How far would you have to go to escape gravity Rene Laufer
More than six thousand light years
from the surface of the earth,
a rapidly spinning neutron star
called the Black Widow pulsar
blasts its companion brown dwarf
star with radiation
as the two orbit each other
every 9 hours.
Standing on our own planet,
you might think you’re just an observer
of this violent ballet.
But in fact, both stars are pulling you
towards them.
And you’re pulling back,
connected across trillions of kilometers
by gravity.
Gravity is the attractive force
between two objects with mass—
any two objects with mass.
Which means that every object in the
universe attracts every other object:
every star, black hole,
human being, smartphone, and atom
are all constantly pulling on each other.
So why don’t we feel pulled in billions
of different directions?
Two reasons: mass and distance.
The original equation describing the
gravitational force between two objects
was written by Isaac Newton in 1687.
Scientists’ understanding of gravity has
evolved since then,
but Newton’s Law of Universal Gravitation
is still a good approximation
in most situations.
It goes like this:
the gravitational force between two
objects
is equal to the mass of one
times the mass of the other,
multiplied by a very small number
called the gravitational constant,
and divided by the distance between them,
squared.
If you doubled the mass of one of
the objects,
the force between them would double, too.

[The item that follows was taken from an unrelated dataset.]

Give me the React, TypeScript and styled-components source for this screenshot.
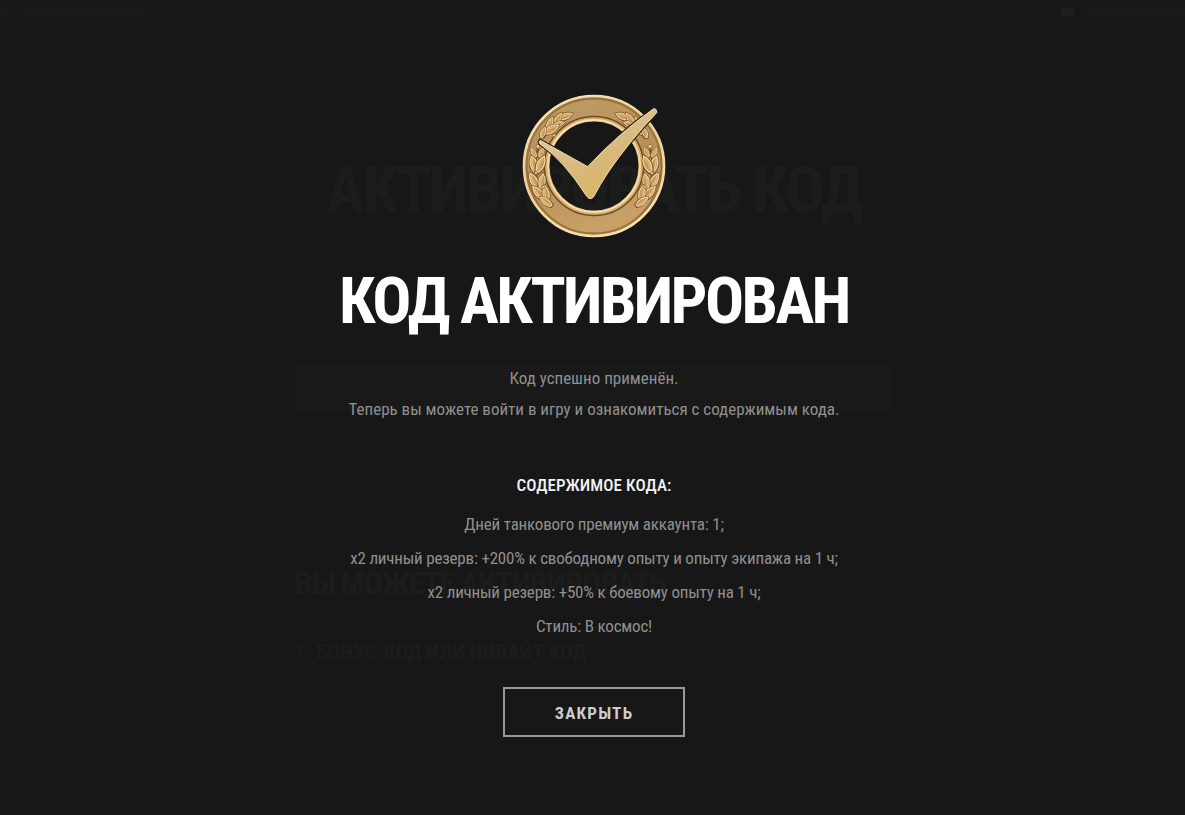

If the distance between them doubled,
the force would be one-fourth as strong.
The gravitational force between you and
the Earth pulls you towards its center,
a force you experience as your weight.
Let’s say this force is about 800 Newtons
when you’re standing at sea level.
If you traveled to the Dead Sea,
the force would increase by a tiny
fraction of a percent.
And if you climbed to the top of Mount
Everest, the force would decrease—
but again, by a minuscule amount.
Traveling higher would make a bigger dent
in gravity’s influence,
but you won’t escape it.
Gravity is generated by variations
in the curvature of spacetime—
the three dimensions of space plus time—
which bend around any object
that has mass.
Gravity from Earth reaches the
International Space Station,
400 kilometers above the earth,
with almost its original intensity.
If the space station was stationary
on top of a giant column,
you’d still experience ninety percent
of the gravitational force there
that you do on the ground.
Astronauts just experience weightlessness
because the space station is constantly
falling towards earth.
Fortunately, it’s orbiting the planet
fast enough that it never hits the ground.

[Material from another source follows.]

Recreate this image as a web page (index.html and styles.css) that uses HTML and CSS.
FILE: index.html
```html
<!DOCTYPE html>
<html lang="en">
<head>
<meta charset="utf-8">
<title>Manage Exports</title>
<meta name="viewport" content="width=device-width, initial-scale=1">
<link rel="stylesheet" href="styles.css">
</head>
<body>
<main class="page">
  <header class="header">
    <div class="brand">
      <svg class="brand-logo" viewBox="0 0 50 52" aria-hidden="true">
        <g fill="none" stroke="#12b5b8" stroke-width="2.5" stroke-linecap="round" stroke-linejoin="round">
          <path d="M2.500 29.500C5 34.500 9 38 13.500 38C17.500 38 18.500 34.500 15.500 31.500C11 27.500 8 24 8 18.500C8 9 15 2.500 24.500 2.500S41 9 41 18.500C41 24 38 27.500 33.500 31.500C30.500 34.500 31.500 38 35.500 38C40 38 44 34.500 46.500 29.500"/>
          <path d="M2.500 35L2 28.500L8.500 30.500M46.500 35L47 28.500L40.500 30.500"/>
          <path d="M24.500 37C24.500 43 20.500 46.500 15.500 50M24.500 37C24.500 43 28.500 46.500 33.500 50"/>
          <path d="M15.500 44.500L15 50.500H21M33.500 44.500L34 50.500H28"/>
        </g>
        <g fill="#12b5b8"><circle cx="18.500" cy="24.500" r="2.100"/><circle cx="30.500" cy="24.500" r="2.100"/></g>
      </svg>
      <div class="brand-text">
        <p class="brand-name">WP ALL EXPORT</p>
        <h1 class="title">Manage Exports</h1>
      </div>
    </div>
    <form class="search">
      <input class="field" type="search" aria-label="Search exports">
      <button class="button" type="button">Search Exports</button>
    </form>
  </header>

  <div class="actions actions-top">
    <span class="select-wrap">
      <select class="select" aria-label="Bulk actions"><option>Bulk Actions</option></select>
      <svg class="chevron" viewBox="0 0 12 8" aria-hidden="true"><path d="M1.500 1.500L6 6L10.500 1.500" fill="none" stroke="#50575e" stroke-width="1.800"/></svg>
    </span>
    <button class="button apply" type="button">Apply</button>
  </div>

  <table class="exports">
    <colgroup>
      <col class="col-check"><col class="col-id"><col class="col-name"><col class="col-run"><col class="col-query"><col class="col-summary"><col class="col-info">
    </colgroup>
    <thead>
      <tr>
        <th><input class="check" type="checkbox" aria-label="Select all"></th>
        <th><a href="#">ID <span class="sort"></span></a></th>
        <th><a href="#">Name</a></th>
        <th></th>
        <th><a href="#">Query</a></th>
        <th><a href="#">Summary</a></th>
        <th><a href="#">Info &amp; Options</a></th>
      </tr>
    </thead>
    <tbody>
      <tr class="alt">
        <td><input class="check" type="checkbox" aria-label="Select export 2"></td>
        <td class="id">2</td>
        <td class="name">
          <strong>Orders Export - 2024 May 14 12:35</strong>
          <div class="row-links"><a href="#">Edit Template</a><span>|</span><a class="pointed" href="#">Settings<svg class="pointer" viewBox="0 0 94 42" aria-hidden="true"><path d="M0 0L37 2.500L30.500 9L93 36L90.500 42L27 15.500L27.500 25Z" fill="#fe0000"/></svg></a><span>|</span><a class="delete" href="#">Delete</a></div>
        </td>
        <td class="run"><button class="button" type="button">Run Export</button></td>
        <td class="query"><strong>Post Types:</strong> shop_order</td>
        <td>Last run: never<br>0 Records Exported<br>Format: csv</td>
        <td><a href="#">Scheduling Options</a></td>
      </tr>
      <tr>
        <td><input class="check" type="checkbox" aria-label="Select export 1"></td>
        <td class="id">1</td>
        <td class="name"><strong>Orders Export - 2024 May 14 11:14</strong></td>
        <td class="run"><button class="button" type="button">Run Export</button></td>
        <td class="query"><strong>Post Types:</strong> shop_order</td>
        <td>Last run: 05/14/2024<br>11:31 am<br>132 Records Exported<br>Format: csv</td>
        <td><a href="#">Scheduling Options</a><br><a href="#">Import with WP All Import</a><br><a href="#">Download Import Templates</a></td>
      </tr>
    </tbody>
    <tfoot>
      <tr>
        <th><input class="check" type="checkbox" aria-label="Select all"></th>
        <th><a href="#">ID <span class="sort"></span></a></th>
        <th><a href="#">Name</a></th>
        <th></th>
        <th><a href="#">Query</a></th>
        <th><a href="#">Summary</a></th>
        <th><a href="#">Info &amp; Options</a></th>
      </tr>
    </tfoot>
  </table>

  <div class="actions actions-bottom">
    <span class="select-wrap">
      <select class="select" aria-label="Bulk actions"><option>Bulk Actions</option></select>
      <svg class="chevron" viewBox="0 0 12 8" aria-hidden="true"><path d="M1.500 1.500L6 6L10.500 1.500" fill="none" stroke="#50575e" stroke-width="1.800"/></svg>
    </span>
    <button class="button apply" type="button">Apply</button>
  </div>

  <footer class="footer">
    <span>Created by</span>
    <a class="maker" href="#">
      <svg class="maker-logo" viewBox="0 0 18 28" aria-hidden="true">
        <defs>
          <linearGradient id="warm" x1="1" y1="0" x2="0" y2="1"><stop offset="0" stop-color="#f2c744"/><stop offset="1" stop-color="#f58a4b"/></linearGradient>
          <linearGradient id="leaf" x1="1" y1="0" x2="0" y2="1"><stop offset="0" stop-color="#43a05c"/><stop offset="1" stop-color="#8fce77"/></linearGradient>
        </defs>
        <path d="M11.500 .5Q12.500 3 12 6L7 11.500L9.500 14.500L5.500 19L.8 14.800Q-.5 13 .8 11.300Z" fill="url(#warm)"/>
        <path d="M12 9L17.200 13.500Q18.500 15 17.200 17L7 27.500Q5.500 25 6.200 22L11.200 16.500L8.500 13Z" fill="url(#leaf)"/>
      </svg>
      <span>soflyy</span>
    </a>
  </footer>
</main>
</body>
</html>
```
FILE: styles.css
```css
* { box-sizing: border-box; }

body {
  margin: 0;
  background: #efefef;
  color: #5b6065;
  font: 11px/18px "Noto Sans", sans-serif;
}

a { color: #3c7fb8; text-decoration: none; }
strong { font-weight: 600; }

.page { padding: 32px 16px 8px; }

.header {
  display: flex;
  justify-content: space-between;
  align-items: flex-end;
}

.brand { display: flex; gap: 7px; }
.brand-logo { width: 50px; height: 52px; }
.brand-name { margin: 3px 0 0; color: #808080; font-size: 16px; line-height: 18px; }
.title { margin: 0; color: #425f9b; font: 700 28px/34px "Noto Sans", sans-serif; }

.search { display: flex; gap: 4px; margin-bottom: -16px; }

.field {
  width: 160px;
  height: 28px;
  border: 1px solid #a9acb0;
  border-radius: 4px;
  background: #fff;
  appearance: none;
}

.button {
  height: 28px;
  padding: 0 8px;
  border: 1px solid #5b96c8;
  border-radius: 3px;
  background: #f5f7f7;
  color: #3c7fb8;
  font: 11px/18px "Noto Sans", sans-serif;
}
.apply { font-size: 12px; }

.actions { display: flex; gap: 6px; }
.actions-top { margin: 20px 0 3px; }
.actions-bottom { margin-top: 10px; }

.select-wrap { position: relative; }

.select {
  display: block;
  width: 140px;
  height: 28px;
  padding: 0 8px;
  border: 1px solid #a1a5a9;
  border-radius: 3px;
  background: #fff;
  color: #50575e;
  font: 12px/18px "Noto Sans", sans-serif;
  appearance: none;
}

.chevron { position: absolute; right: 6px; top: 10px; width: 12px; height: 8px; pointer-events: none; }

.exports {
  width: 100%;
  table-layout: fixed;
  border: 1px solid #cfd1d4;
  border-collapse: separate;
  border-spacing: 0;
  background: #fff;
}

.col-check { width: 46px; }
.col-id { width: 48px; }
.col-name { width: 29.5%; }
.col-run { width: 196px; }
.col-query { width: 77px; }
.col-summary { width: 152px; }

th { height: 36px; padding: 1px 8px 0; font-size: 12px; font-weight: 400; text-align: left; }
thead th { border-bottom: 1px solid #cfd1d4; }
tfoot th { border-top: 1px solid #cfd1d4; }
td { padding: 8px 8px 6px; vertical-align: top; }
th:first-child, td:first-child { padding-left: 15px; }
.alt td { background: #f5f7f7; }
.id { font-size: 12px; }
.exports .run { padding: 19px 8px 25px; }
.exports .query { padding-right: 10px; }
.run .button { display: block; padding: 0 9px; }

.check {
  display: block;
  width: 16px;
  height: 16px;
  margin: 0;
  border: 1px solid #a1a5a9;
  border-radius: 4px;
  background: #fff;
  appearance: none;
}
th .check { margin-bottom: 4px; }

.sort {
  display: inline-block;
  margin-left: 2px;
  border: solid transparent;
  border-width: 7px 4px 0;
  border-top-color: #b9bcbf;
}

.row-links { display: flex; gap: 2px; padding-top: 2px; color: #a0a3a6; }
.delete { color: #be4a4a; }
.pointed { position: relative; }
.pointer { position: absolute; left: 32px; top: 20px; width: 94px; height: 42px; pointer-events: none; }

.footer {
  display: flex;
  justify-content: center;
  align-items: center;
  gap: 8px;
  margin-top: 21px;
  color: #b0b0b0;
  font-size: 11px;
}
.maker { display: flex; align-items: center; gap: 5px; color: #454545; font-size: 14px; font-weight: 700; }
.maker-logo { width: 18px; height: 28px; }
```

By the time you made it to
the surface of the moon,
around 400,000 kilometers away,
Earth’s gravitational pull would be
less than 0.03 percent of
what you feel on earth.
The only gravity you’d be aware of
would be the moon’s,
which is about one sixth as strong
as the earth’s.
Travel farther still
and Earth’s gravitational pull on you
will continue to decrease,
but never drop to zero.
Even safely tethered to the Earth,
we’re subject to the faint tug of distant
celestial bodies and nearby earthly ones.
The Sun exerts a force of about
half a Newton on you.
If you’re a few meters away from a
smartphone, you’ll experience
a mutual force of a few piconewtons.
That’s about the same as the
gravitational pull
between you and the Andromeda Galaxy,
which is 2.5 million light years away
but about a trillion times as massive
as the sun.
But when it comes to escaping gravity,
there’s a loophole.
If all the mass around us is
pulling on us all the time,
how would Earth’s gravity change
if you tunneled deep below the surface,
assuming you could do so without being
cooked or crushed?
If you hollowed out the center
of a perfectly spherical Earth—
which it isn’t, but let’s just say it
were—
you’d experience an identical pull from
all sides.
And you’d be suspended, weightless,
only encountering the tiny pulls
from other celestial bodies.
So you could escape the Earth’s gravity
in such a thought experiment—
but only by heading straight into it.